OCEAN CITY — It was good news, bad news this week as the Maryland Coastal Bays Program (MCBP) released its annual report card for the estuaries in and around the resort area with an overall grade of C, although some regions continued to do better than others.
The MCBP, along with its numerous public and private sector partners, each year since 2008 has compiled a comprehensive report card for the six individual regions within the larger coastal bays and assigns an overall grade for the entire watershed along with individual grades for each specific estuary. The report card considers six main indicators each measured on a 100-point scale with 100 representing a healthy ecosystem.
After carefully reviewing data collected for a variety of indicators during 2010, the MCBP determined there were areas where the health of the bays improved and other areas that continued to show declines.
“While the northern bays and western tributaries continue to struggle, there are signs of improvement in some areas,” the report reads. “However, the southern bays, historically the more pristine of the coastal bays, are still showing signs of degradation.”
The Sinepuxent Bay continued to be the all-star among the five coastal bays graded in the annual report card with a B- grade in 2011. However, it did see the second largest amount of decline in 2011, largely because of the losses in hard clams and seagrasses. Although the Sinepuxent Bay has maintained good to very good scores for nutrients, the region has room for improvement in dissolved oxygen, clams and seagrasses.
Chincoteague Bay earned a middle-of-the-road C+ in the 2011 report card, up slightly from the C grade in 2010, but lower than the average score of B- in 2008 and 2009. Chincoteague saw improvements in all indicators but seagrasses, which continued to decline likely due to recurring brown tides in the region.
Assawoman Bay, directly behind Ocean City and the resort area, received a grade of C and saw the biggest decline since 2010. There were improvements in nitrogen, phosphorous and chlorophyll a, but declines in dissolved oxygen, clams and major reduction in seagrasses brought down the scores in 2011. Assawoman Bay graded a low C in 2011 while the bay was graded nearly a C+ in 2010.

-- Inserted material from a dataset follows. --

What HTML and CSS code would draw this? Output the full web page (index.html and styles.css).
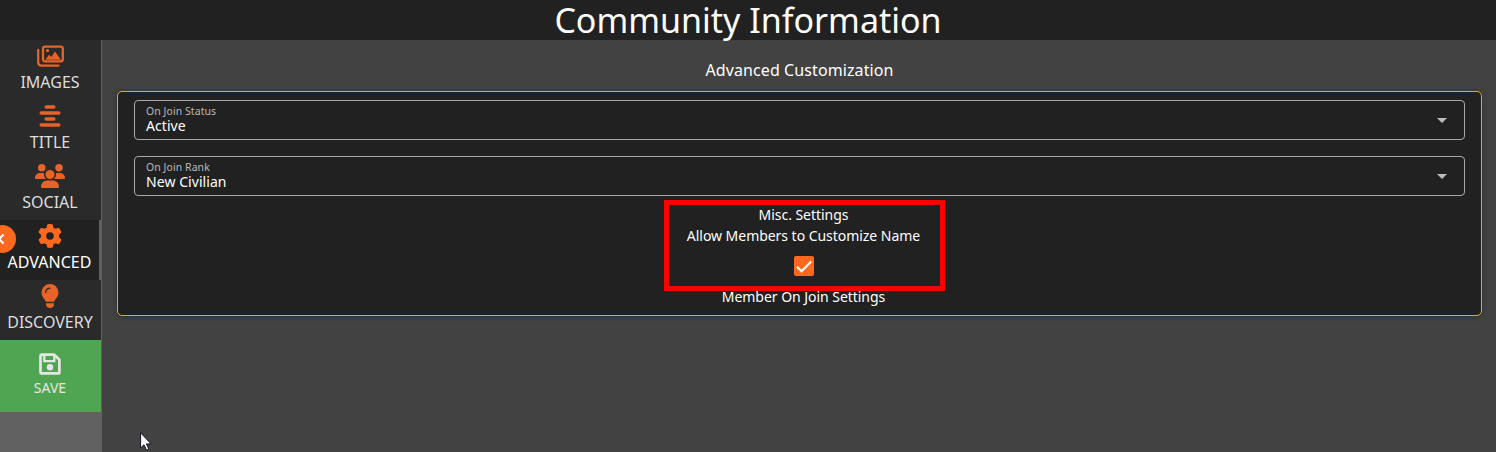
FILE: index.html
```html
<!DOCTYPE html>
<html lang="en">
<head>
<meta charset="utf-8">
<title>Community Information</title>
<link rel="stylesheet" href="styles.css">
</head>
<body>
<header class="toolbar"><h1 class="toolbar-title">Community Information</h1></header>
<div class="layout">
  <nav class="sidebar">
    <div class="tabs">
      <a class="tab"><svg class="tab-icon wide" viewBox="0 0 27 24"><g fill="none" stroke="currentColor" stroke-width="2.300"><rect x="6" y="2.700" width="19.800" height="14.600" rx="2"/><path d="M1.200 6v12.300q0 3.300 3.300 3.300H21.500" stroke-linecap="round"/></g><circle cx="10.500" cy="6.700" r="1.600" fill="currentColor"/><path fill="currentColor" d="M8.300 15.800l3.700-5 2.300 2.300 3.700-5.600 5.900 8.300z"/></svg><span class="tab-label">IMAGES</span></a>
      <a class="tab"><svg class="tab-icon" viewBox="0 0 24 24"><path d="M8.200 3h7.600M3.200 9h17.600M8.200 15h7.600M3.200 21h17.600" stroke="currentColor" stroke-width="3.500" stroke-linecap="round"/></svg><span class="tab-label">TITLE</span></a>
      <a class="tab"><svg class="tab-icon social" viewBox="0 0 640 512"><path fill="currentColor" d="M144 0a80 80 0 1 1 0 160A80 80 0 1 1 144 0zM512 0a80 80 0 1 1 0 160A80 80 0 1 1 512 0zM0 298.700C0 239.800 47.800 192 106.700 192h42.700c15.900 0 31 3.500 44.600 9.700c-1.300 7.200-1.900 14.700-1.900 22.300c0 38.200 16.800 72.500 43.300 96H21.300C9.600 320 0 310.400 0 298.700zM405.300 320h-.7c26.600-23.500 43.300-57.800 43.300-96c0-7.600-.7-15-1.900-22.300c13.600-6.300 28.700-9.700 44.600-9.700h42.700C592.200 192 640 239.800 640 298.700c0 11.800-9.600 21.300-21.300 21.300H405.300zM224 224a96 96 0 1 1 192 0 96 96 0 1 1-192 0zM128 485.300C128 411.700 187.700 352 261.300 352H378.700C452.300 352 512 411.700 512 485.300c0 14.700-11.900 26.700-26.700 26.700H154.700c-14.700 0-26.700-11.900-26.700-26.700z"/></svg><span class="tab-label">SOCIAL</span></a>
      <a class="tab active"><svg class="tab-icon" viewBox="0 0 512 512"><path fill="currentColor" d="M495.900 166.600c3.200 8.700.5 18.400-6.400 24.600l-43.300 39.400c1.100 8.300 1.700 16.800 1.700 25.400s-.6 17.100-1.700 25.400l43.300 39.400c6.900 6.200 9.600 15.900 6.400 24.600c-4.400 11.900-9.700 23.300-15.800 34.300l-4.700 8.100c-6.600 11-14 21.400-22.100 31.200c-5.900 7.200-15.700 9.600-24.500 6.800l-55.700-17.700c-13.400 10.300-28.200 18.900-44 25.400l-12.500 57.100c-2 9.100-9 16.300-18.200 17.800c-13.800 2.300-28 3.500-42.500 3.500s-28.700-1.200-42.500-3.500c-9.200-1.500-16.200-8.700-18.200-17.800l-12.500-57.100c-15.800-6.500-30.600-15.100-44-25.400L83.100 425.900c-8.800 2.800-18.600.3-24.500-6.800c-8.100-9.800-15.500-20.200-22.100-31.200l-4.700-8.100c-6.100-11-11.400-22.400-15.800-34.300c-3.200-8.700-.5-18.400 6.400-24.600l43.300-39.400C64.600 273.100 64 264.600 64 256s.6-17.100 1.700-25.400L22.400 191.200c-6.900-6.200-9.600-15.900-6.400-24.600c4.400-11.900 9.700-23.300 15.800-34.300l4.700-8.100c6.600-11 14-21.400 22.100-31.200c5.900-7.200 15.700-9.600 24.500-6.800l55.700 17.700c13.400-10.300 28.200-18.900 44-25.400l12.500-57.100c2-9.100 9-16.300 18.200-17.800C227.300 1.200 241.500 0 256 0s28.700 1.200 42.500 3.500c9.200 1.500 16.200 8.700 18.200 17.800l12.500 57.100c15.800 6.500 30.600 15.100 44 25.400l55.700-17.700c8.800-2.800 18.600-.3 24.500 6.800c8.100 9.800 15.500 20.200 22.100 31.200l4.700 8.100c6.100 11 11.400 22.400 15.800 34.300zM256 336a80 80 0 1 0 0-160 80 80 0 1 0 0 160z"/></svg><span class="tab-label">ADVANCED</span></a>
      <a class="tab"><svg class="tab-icon" viewBox="0 0 24 24"><path fill="currentColor" d="M7.700 17.700c-.4-2.600-4.200-4.500-4.200-9.200a8.500 8.500 0 0 1 17 0c0 4.700-3.800 6.600-4.200 9.200zM8 19.200h8v.8a4 4 0 0 1-8 0z"/><path d="M7.600 8.500q.3-3.800 4.200-4.400" fill="none" stroke="#2a2a2a" stroke-width="1.300" stroke-linecap="round"/></svg><span class="tab-label">DISCOVERY</span></a>
      <span class="collapse"><svg class="chevron" viewBox="0 0 8 12"><path d="M6.500 1.500L2 6l4.500 4.500" fill="none" stroke="currentColor" stroke-width="2.200"/></svg></span>
    </div>
    <a class="save"><svg class="save-icon" viewBox="0 0 24 24"><path fill="none" stroke="currentColor" stroke-width="2.700" stroke-linejoin="round" d="M4 2.600h12.300l5.100 5.100v12.200q0 1.500-1.500 1.500H4q-1.500 0-1.500-1.500V4.100q0-1.500 1.500-1.500z"/><path fill="none" stroke="currentColor" stroke-width="2.300" d="M6.300 3v6.200h10V3"/><circle cx="12" cy="15.300" r="3.200" fill="currentColor"/></svg><span class="save-label">SAVE</span></a>
  </nav>
  <main class="content">
    <h2 class="heading">Advanced Customization</h2>
    <section class="card">
      <div class="select"><div class="select-text"><span class="select-label">On Join Status</span><span class="select-value">Active</span></div><i class="arrow"></i></div>
      <div class="select"><div class="select-text"><span class="select-label">On Join Rank</span><span class="select-value">New Civilian</span></div><i class="arrow"></i></div>
      <div class="misc">
        <div class="misc-title">Misc. Settings</div>
        <div class="misc-option">Allow Members to Customize Name</div>
        <span class="checkbox"><svg viewBox="0 0 20 20"><path d="M3 10.700l4.500 4.500L17.200 5.400" fill="none" stroke="#fff" stroke-width="2.100"/></svg></span>
        <div class="join-title">Member On Join Settings</div>
        <div class="highlight"></div>
      </div>
    </section>
  </main>
</div>
<svg class="cursor" viewBox="0 0 12 19"><path d="M.6.800v15.200l3.400-3.200 2.600 5.400 2.300-1.100-2.500-5.200h4.700z" fill="#fff" stroke="#111122" stroke-width="1"/></svg>
</body>
</html>
```
FILE: styles.css
```css
* { box-sizing: border-box; }
body { margin: 0; height: 452px; overflow: hidden; background: #424242; color: #fff; font-family: "Noto Sans", sans-serif; display: flex; flex-direction: column; }
.toolbar { height: 40px; flex: none; background: #212121; display: flex; justify-content: center; }
.toolbar-title { margin: 0; font-size: 34px; font-weight: 400; line-height: 40px; white-space: nowrap; }
.layout { flex: 1; display: flex; }
.sidebar { width: 102px; flex: none; background: #616161; border-right: 1px solid #616161; }
.tabs { position: relative; overflow: hidden; }
.tab { height: 60px; display: flex; flex-direction: column; align-items: center; padding-top: 4px; background: #2a2a2a; color: #e66428; font-size: 16px; line-height: 24px; padding-right: 1px; }
.tab-icon { width: 24px; height: 24px; flex: none; }
.tab-icon.wide { width: 27px; }
.tab-icon.social { width: 30px; }
.tab-label { color: #dedede; white-space: nowrap; margin-top: 2px; }
.tab.active { background: #212121; color: #ff681d; border-right: 2px solid #616161; padding-right: 0; }
.active .tab-label { color: #fff; }
.collapse { position: absolute; left: -12px; top: 185px; width: 28px; height: 28px; border-radius: 50%; background: #ff681d; }
.chevron { position: absolute; left: 9px; top: 8px; width: 8px; height: 12px; color: #fff; }
.save { height: 72px; background: #50a553; color: #e4e8e4; display: flex; flex-direction: column; align-items: center; padding: 12px 1px 0 0; }
.save-icon { width: 24px; height: 24px; }
.save-label { font-size: 14px; line-height: 20px; margin-top: 2px; }
.content { flex: 1; padding: 18px 14px 0 15px; }
.heading { margin: 0 0 9px; font-size: 16px; font-weight: 400; line-height: 24px; text-align: center; letter-spacing: .1px; }
.card { height: 225px; background: #212121; border: 1px solid #ffa500; border-radius: 5px; padding: 8px 16px; box-shadow: 0 1px 5px rgba(0,0,0,.3); }
.select { height: 40px; border: 1px solid #a9a9a9; border-radius: 4px; margin-bottom: 16px; padding: 4px 17.5px 0 11px; display: flex; justify-content: space-between; }
.select-text { display: flex; flex-direction: column; }
.select-label { color: #b8b8b8; font-size: 10.5px; line-height: 13px; letter-spacing: .06px; }
.select-value { font-size: 14px; line-height: 16px; letter-spacing: .06px; }
.arrow { width: 0; height: 0; margin-top: 13px; border: 5px solid transparent; border-top-color: #bdbdbd; border-bottom: 0; }
.misc { position: relative; margin-top: -7px; font-size: 14px; line-height: 20px; letter-spacing: -.04px; display: flex; flex-direction: column; align-items: center; padding-left: 8px; }
.misc-option { margin-top: 1px; }
.checkbox { width: 20px; height: 20px; margin-top: 10px; border-radius: 2px; background: #ff681d; }
.checkbox svg { display: block; }
.join-title { margin-top: 11px; }
.highlight { position: absolute; left: 530px; top: -5px; width: 281px; height: 91px; border: 5px solid #f00; }
.cursor { position: absolute; left: 140px; top: 432px; width: 12px; height: 19px; }
```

The Isle of Wight Bay received a grade of C in the 2011, the same grade the estuary received in 2010. Hard clams bounced back from moderate in 2010 to good in 2011 with nearly 80 percent attainment in 2011. Offsetting the gains in hard clams, however, continued to large declines in seagrasses, which are now considered very poor.
The St. Martin River received a D+ in the latest report card for 2011 released this week, which was the lowest score among the six coastal bays. Similar to 2010, the region had lower scores for phosphorous, chlorophyll a and seagrasses than any other of the five coastal bays.

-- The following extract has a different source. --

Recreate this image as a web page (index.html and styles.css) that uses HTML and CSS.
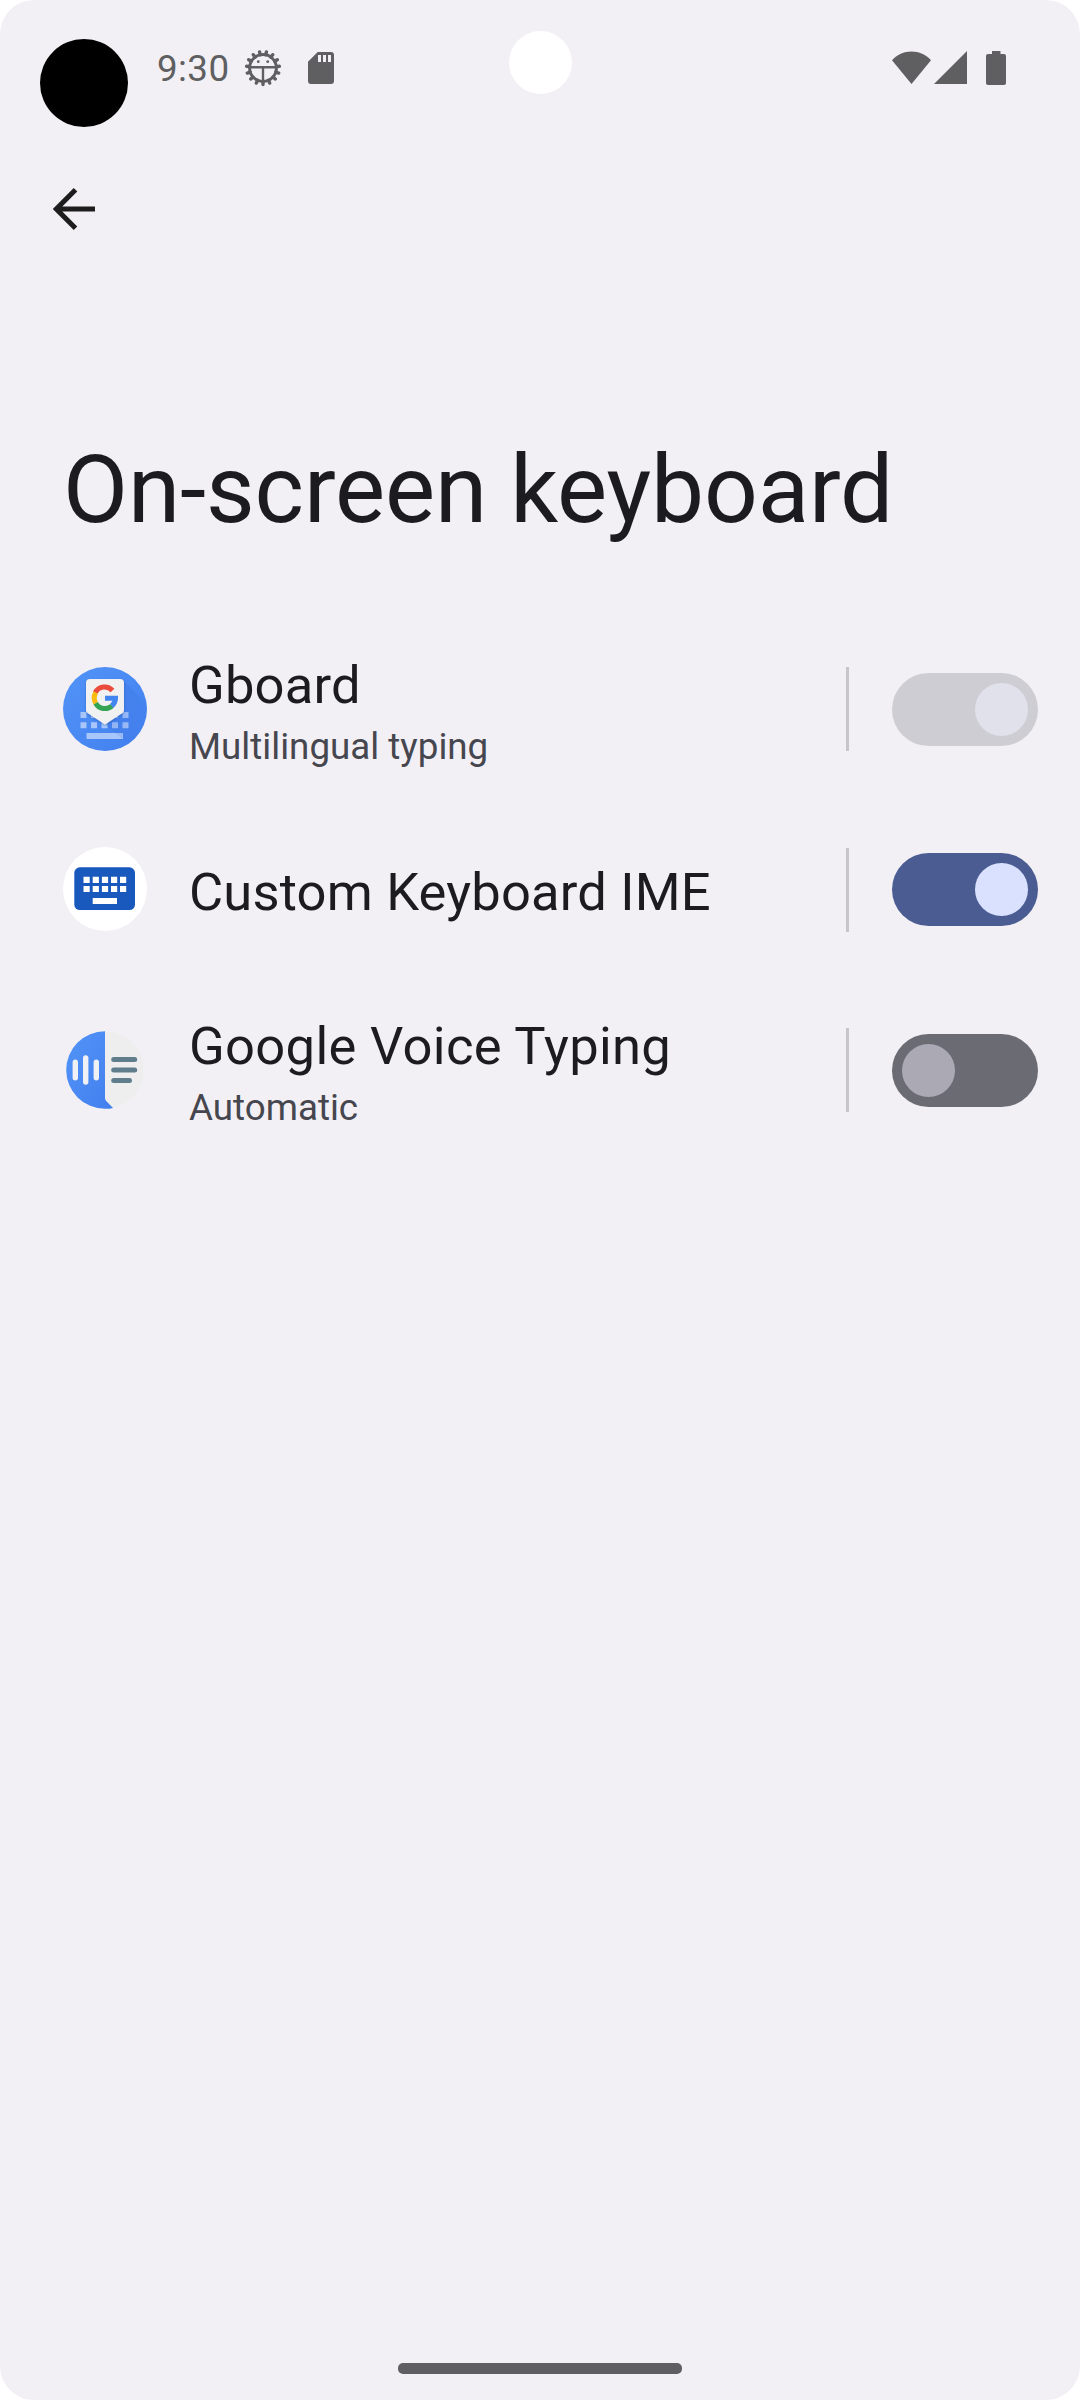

Newport Bay received a D+ grade and was considered the second lowest scoring among the six coastal bay regions. However, Newport Bay did have the greatest single-year improvement. Seagrasses continued to decline, but there were slight improvements in each of the other indicators. Nonetheless, Newport Bay attained a grade of D+ in 2011, the same grade the region received in 2010.
Overall, water quality throughout each of the coastal bays continued to decline in 2011 despite modest gains in some areas. The biggest concern continues to be seagrasses, which saw their abundance in the coastal bays decreased by 35 percent in 2011 to levels not seen since the 1990s. The sharp decline is believed to be the result of degraded water quality combined with the particularly hot summer in 2010 when seagrass levels also declined in the lower Chesapeake Bay.
On the good news front, blue crab landings in the coastal bays in 2011 were above average for the fourth year in a row. Even though the landings declined somewhat after hitting an all-time high in 2010, they remained in the 75th percent again over the 32-year period when landings records were kept.
Despite gains seen in the Isle of Wight Bay, hard clam densities remained well below historic benchmarks in all regions of the coastal bays in 2011. While the cause of the decline has not been determined, low hard clam densities could be the result of unfavorable water quality conditions for their survival and possible increased predation by the thriving blue crab population.
The MCBP in the report card acknowledged it would not be successful without the help of its numerous partners, of which many received gold stars in the report. Among the partners earning gold stars this year were the MCBP water quality monitoring volunteers, the State Highway Administration for its work on the Lizard Hill project, the DNR, Ocean City Fishing Center, MDE and the Army Corps of Engineers for their help with the Skimmer Island restoration, the Racklifee House Trust, the town of Ocean City, the town of Berlin and Worcester County Tourism.